■ **Objective**
Look through the records below, and copy out every line that holds the string "this".

== Data excerpts ==

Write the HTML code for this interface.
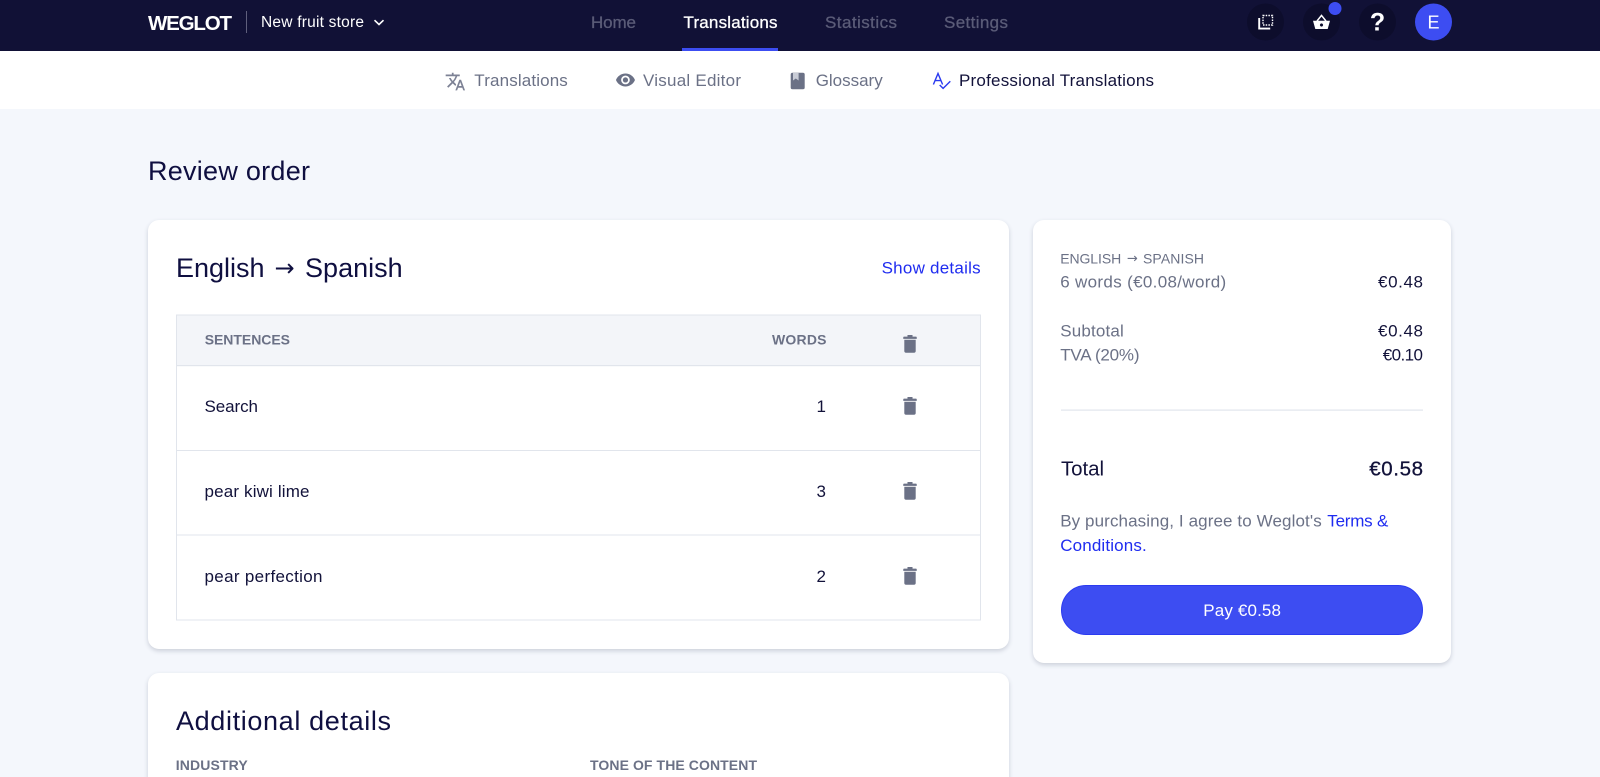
<!DOCTYPE html>
<html lang="en">
<head>
<meta charset="utf-8">
<title>Review order</title>
<style>
html,body{margin:0;padding:0;width:1600px;height:777px;overflow:hidden;background:#f4f7fc}
body{position:relative;font-family:"Liberation Sans",Arial,sans-serif}
.hdr{position:absolute;left:0;top:0;width:1600px;height:51px;background:#111136}
.sub{position:absolute;left:0;top:51px;width:1600px;height:58px;background:#fff}
.card{position:absolute;background:#fff;border-radius:11px;box-shadow:0 2px 5px rgba(40,50,80,.2)}
svg{position:absolute;left:0;top:0}
text{font-family:"Liberation Sans",Arial,sans-serif;font-size:17px;fill:#6b7186}
.d{fill:#12123a}
.h{font-size:27px;fill:#0f0f40}
.nav{fill:#5b5c78;stroke:#5b5c78;stroke-width:.3px}
.cap{font-size:14px;font-weight:bold;fill:#6b7186}
.b{fill:#1f2cf0}
.arrow{font-family:"DejaVu Sans",sans-serif}
</style>
</head>
<body>
<div class="hdr"></div>
<div class="sub"></div>
<div class="card" style="left:148px;top:220px;width:861px;height:429px"></div>
<div class="card" style="left:1033px;top:220px;width:418px;height:443px"></div>
<div class="card" style="left:148px;top:673px;width:861px;height:140px"></div>

<svg width="1600" height="777" viewBox="0 0 1600 777" xmlns="http://www.w3.org/2000/svg">
  <defs>
    <g id="trash">
      <path d="M-2.8 -9h5.6v1.6h3.9a.8.8 0 0 1 .8.8v1.5h-15v-1.5a.8.8 0 0 1 .8-.8h3.9z" fill="#6b7186" transform="scale(.9 1)"/>
      <path d="M-5.7 -4.2h11.4v11.2a1.7 1.7 0 0 1-1.7 1.7h-8a1.7 1.7 0 0 1-1.7-1.7z" fill="#6b7186"/>
    </g>
  </defs>

  <!-- top bar -->
  <text x="148" y="30" textLength="84" style="font-size:20.5px;font-weight:bold;fill:#fff">WEGLOT</text>
  <rect x="246" y="11" width="1" height="22" fill="#5f5f7c"/>
  <text x="261" y="27" textLength="103" style="font-size:15.5px;fill:#fff">New fruit store</text>
  <path d="M374.5 20.2l4.5 4.3 4.5-4.3" fill="none" stroke="#fff" stroke-width="1.6"/>

  <text class="nav" x="591" y="28" textLength="45">Home</text>
  <text x="683.5" y="28" textLength="94" style="fill:#fff;stroke:#fff;stroke-width:.3px">Translations</text>
  <text class="nav" x="825" y="28" textLength="72">Statistics</text>
  <text class="nav" x="944" y="28" textLength="64">Settings</text>
  <rect x="682" y="48" width="96" height="3" fill="#3c4df2"/>

  <circle cx="1265.5" cy="22" r="18.5" fill="#0d0d2c"/>
  <circle cx="1321.5" cy="22" r="18.5" fill="#0d0d2c"/>
  <circle cx="1377.5" cy="22" r="18.5" fill="#0d0d2c"/>
  <circle cx="1433.5" cy="22" r="18.5" fill="#3d4df2"/>
  <circle cx="1335" cy="8.5" r="6.5" fill="#3d4df2"/>

  <rect x="1263" y="15.5" width="9.5" height="9.5" fill="none" stroke="#fff" stroke-width="1.4" stroke-dasharray="1.5 1.2"/>
  <path d="M1259.2 18v10.6h11" fill="none" stroke="#fff" stroke-width="1.9"/>

  <path fill-rule="evenodd" d="M1313 20.8h17l-2.3 8.2h-12.4zM1321.5 23.4a1.6 1.6 0 1 0 .01 0z" fill="#fff"/>
  <path d="M1317 21l4.5-5.6 4.5 5.6" fill="none" stroke="#fff" stroke-width="1.5"/>

  <text x="1377.5" y="30.5" text-anchor="middle" style="font-size:25px;font-weight:bold;fill:#fff">?</text>
  <text x="1433.5" y="28.5" text-anchor="middle" style="font-size:18px;fill:#fff">E</text>

  <!-- sub nav -->
  <path transform="translate(444.8 71) scale(.88)" fill="#6b7186" fill-opacity=".88" d="M12.87 15.07l-2.54-2.51.03-.03c1.74-1.94 2.98-4.17 3.71-6.53H17V4h-7V2H8v2H1v1.99h11.17C11.5 7.92 10.44 9.75 9 11.35 8.07 10.32 7.3 9.19 6.69 8h-2c.73 1.63 1.73 3.17 2.98 4.56l-5.09 5.02L4 19l5-5 3.11 3.11.76-2.04zM18.5 10h-2L12 22h2l1.12-3h4.75L21 22h2l-4.5-12zm-2.62 7l1.62-4.33L19.12 17h-3.24z"/>
  <text x="474.3" y="86" textLength="93.5">Translations</text>
  <path transform="translate(615.1 69.6) scale(.864)" fill="#6b7186" d="M12 4.5C7 4.5 2.73 7.61 1 12c1.73 4.39 6 7.5 11 7.5s9.27-3.11 11-7.5c-1.73-4.39-6-7.5-11-7.5zM12 17c-2.76 0-5-2.24-5-5s2.24-5 5-5 5 2.24 5 5-2.24 5-5 5zm0-8c-1.66 0-3 1.34-3 3s1.34 3 3 3 3-1.34 3-3-1.34-3-3-3z"/>
  <text x="643" y="86" textLength="98">Visual Editor</text>
  <rect x="790.7" y="72.8" width="14" height="16.5" rx="1.8" fill="#6b7186"/>
  <path d="M793 73v7.5l2.8-2 2.8 2V73z" fill="#c9ccd6"/>
  <text x="815.7" y="86" textLength="67">Glossary</text>
  <path d="M933.4 84.5L938 73.5l4.6 11M935 80.6h6.2M939.7 85l3.4 3.4 7.2-7.2" fill="none" stroke="#2a3af0" stroke-width="1.4"/>
  <text class="d" x="959" y="86" textLength="195">Professional Translations</text>

  <!-- heading -->
  <text class="h" x="148" y="180" textLength="162">Review order</text>

  <!-- left card -->
  <text class="h" x="176" y="277" textLength="88.5">English</text>
  <text class="h arrow" x="274.5" y="276" textLength="20.5" style="font-size:24px">→</text>
  <text class="h" x="305" y="277" textLength="97.7">Spanish</text>
  <text class="b" x="881.6" y="273.5" textLength="99">Show details</text>

  <rect x="176.5" y="315" width="804" height="305" fill="#fff" stroke="#e1e5ec"/>
  <rect x="177" y="315.5" width="803" height="50" fill="#f3f5f9"/>
  <rect x="177" y="365" width="803" height="1.2" fill="#e1e5ec"/>
  <rect x="177" y="450" width="803" height="1" fill="#e1e5ec"/>
  <rect x="177" y="534.5" width="803" height="1" fill="#e1e5ec"/>

  <text class="cap" x="204.7" y="344.5" textLength="85.3">SENTENCES</text>
  <text class="cap" x="772" y="344.5" textLength="54.5">WORDS</text>
  <use href="#trash" x="910" y="344"/>

  <text class="d" x="204.5" y="412" textLength="53.5">Search</text>
  <text class="d" x="826" y="412" text-anchor="end">1</text>
  <use href="#trash" x="910" y="406"/>

  <text class="d" x="204.5" y="497" textLength="105">pear kiwi lime</text>
  <text class="d" x="826" y="497" text-anchor="end">3</text>
  <use href="#trash" x="910" y="491"/>

  <text class="d" x="204.5" y="582" textLength="118">pear perfection</text>
  <text class="d" x="826" y="582" text-anchor="end">2</text>
  <use href="#trash" x="910" y="576"/>

  <!-- additional details -->
  <text class="h" x="176" y="730" textLength="215">Additional details</text>
  <text class="cap" x="175.7" y="770" textLength="72">INDUSTRY</text>
  <text class="cap" x="590" y="770" textLength="167">TONE OF THE CONTENT</text>

  <!-- right card -->
  <text x="1060.2" y="263.3" textLength="61" style="font-size:14px">ENGLISH</text>
  <text class="arrow" x="1127" y="262.5" textLength="11" style="font-size:13px">→</text>
  <text x="1143" y="263.3" textLength="61" style="font-size:14px">SPANISH</text>
  <text x="1060.2" y="287.4" textLength="166">6 words (€0.08/word)</text>
  <text class="d" x="1378" y="287.4" textLength="45">€0.48</text>
  <text x="1060.2" y="336.3" textLength="63.6">Subtotal</text>
  <text class="d" x="1378" y="336.3" textLength="45">€0.48</text>
  <text x="1060.2" y="360.6" textLength="79.3">TVA (20%)</text>
  <text class="d" x="1382.7" y="360.6" textLength="40.3">€0.10</text>
  <rect x="1061" y="409.5" width="362" height="1.2" fill="#e1e5ec"/>
  <text class="d" x="1061" y="475.3" textLength="43" style="font-size:20.5px">Total</text>
  <text class="d" x="1369.3" y="475.3" textLength="53.7" style="font-size:20.5px;stroke:#12123a;stroke-width:.3px">€0.58</text>
  <text x="1060.2" y="526.6" textLength="261.5">By purchasing, I agree to Weglot's</text>
  <text class="b" x="1327.3" y="526.6" textLength="61">Terms &amp;</text>
  <text class="b" x="1060.2" y="551" textLength="86.5">Conditions.</text>
  <rect x="1061.5" y="585.5" width="361" height="49" rx="24.5" fill="#3d4df2" stroke="#2b3bf0"/>
  <text x="1203.3" y="616.2" textLength="77.7" style="fill:#fff">Pay €0.58</text>
</svg>
</body>
</html>
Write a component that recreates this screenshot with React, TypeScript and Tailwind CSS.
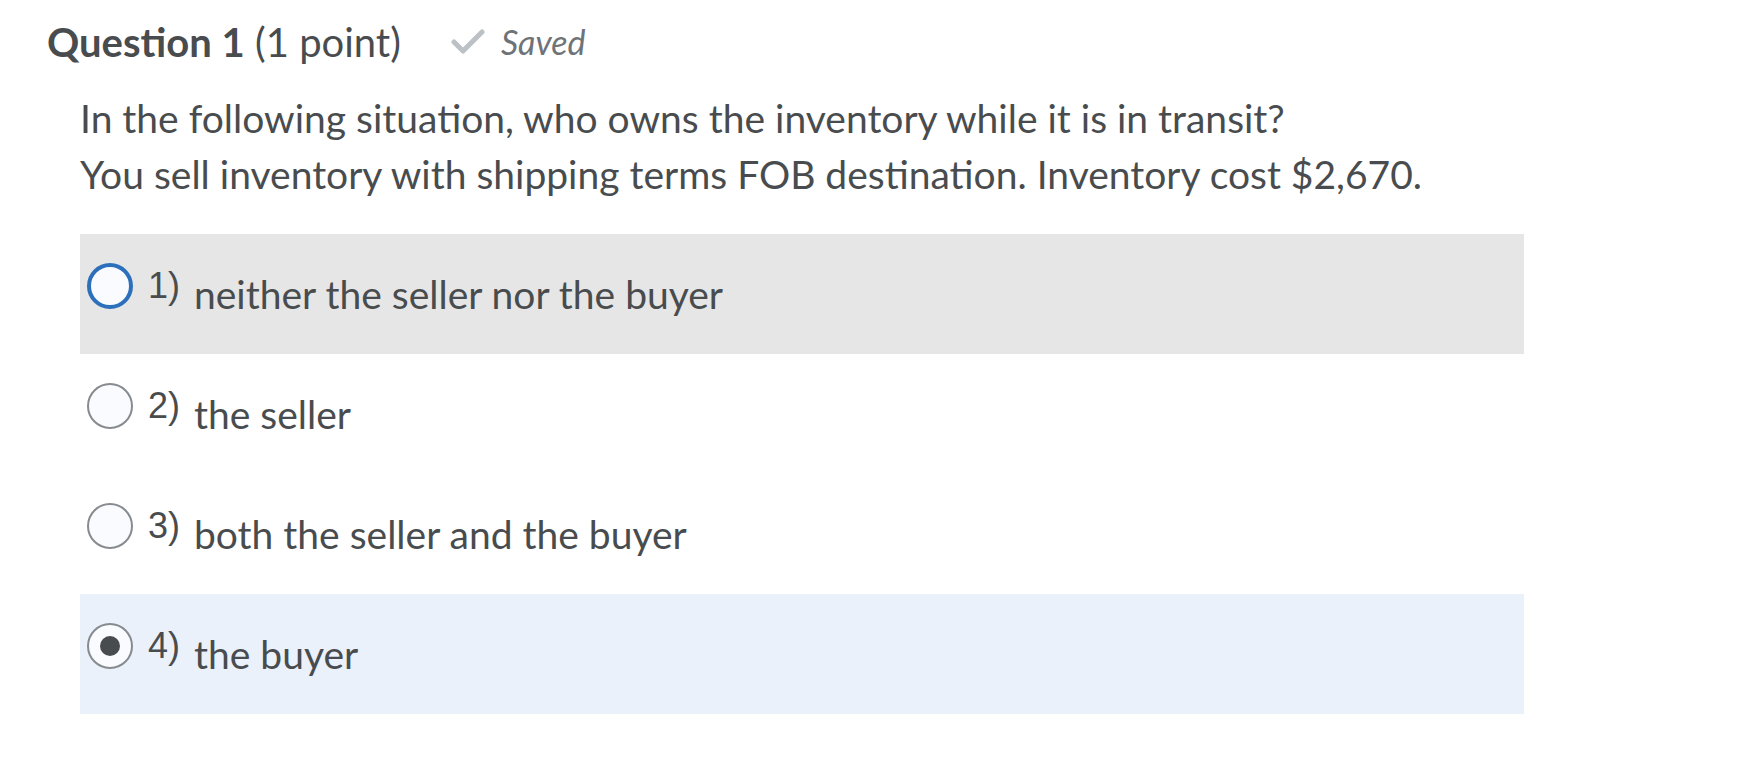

===

■ **Completed exercise**
Write the HTML code for this interface.
Write a component that recreates this screenshot with React, TypeScript and Tailwind CSS.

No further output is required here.